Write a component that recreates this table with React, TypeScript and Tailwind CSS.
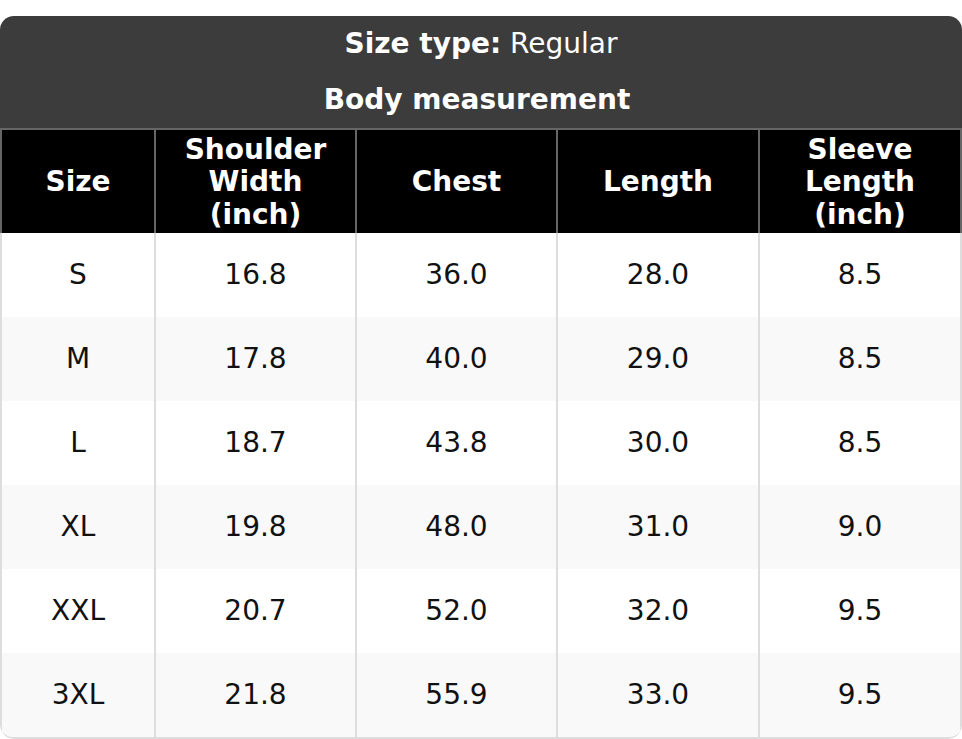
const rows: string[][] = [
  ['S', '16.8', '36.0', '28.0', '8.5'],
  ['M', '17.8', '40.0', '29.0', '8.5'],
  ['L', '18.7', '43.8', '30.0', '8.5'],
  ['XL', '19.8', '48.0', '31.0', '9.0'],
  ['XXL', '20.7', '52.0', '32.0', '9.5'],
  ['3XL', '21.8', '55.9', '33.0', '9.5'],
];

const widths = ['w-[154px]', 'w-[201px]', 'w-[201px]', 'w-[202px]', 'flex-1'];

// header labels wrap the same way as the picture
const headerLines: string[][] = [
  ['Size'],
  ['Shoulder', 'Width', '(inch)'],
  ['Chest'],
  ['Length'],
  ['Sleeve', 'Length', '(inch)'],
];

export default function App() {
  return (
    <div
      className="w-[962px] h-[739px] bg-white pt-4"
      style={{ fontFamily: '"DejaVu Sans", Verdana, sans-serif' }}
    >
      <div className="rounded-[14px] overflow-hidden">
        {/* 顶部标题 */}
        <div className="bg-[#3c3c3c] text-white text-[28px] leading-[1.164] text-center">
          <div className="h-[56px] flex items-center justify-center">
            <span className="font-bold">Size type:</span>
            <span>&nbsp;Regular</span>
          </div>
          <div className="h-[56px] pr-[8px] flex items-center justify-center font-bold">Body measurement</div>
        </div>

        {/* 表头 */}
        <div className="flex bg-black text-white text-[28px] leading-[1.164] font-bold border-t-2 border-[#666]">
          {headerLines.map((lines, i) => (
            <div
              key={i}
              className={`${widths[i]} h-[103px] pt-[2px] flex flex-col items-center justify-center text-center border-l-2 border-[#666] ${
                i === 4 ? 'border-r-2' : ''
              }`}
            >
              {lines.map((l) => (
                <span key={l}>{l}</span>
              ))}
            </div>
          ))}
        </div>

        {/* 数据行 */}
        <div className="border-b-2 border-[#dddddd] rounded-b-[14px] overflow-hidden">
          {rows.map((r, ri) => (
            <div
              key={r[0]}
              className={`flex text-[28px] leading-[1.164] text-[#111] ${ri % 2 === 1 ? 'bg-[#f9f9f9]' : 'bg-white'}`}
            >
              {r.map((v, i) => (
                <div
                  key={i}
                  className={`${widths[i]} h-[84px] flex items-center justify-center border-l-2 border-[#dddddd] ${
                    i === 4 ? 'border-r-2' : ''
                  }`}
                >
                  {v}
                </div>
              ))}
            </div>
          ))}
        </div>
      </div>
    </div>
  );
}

# # #

WHAT NEEDS TO BE DONE: Please extract exactly the lines of the data, from the first through the line containing "['w-[154px]', 'w-[201px]', 'w-[201px]', 'w-[202px]', 'flex-1'];", and add no pictures to the copy.

FULL ANSWER:
Write a component that recreates this table with React, TypeScript and Tailwind CSS.
const rows: string[][] = [
  ['S', '16.8', '36.0', '28.0', '8.5'],
  ['M', '17.8', '40.0', '29.0', '8.5'],
  ['L', '18.7', '43.8', '30.0', '8.5'],
  ['XL', '19.8', '48.0', '31.0', '9.0'],
  ['XXL', '20.7', '52.0', '32.0', '9.5'],
  ['3XL', '21.8', '55.9', '33.0', '9.5'],
];

const widths = ['w-[154px]', 'w-[201px]', 'w-[201px]', 'w-[202px]', 'flex-1'];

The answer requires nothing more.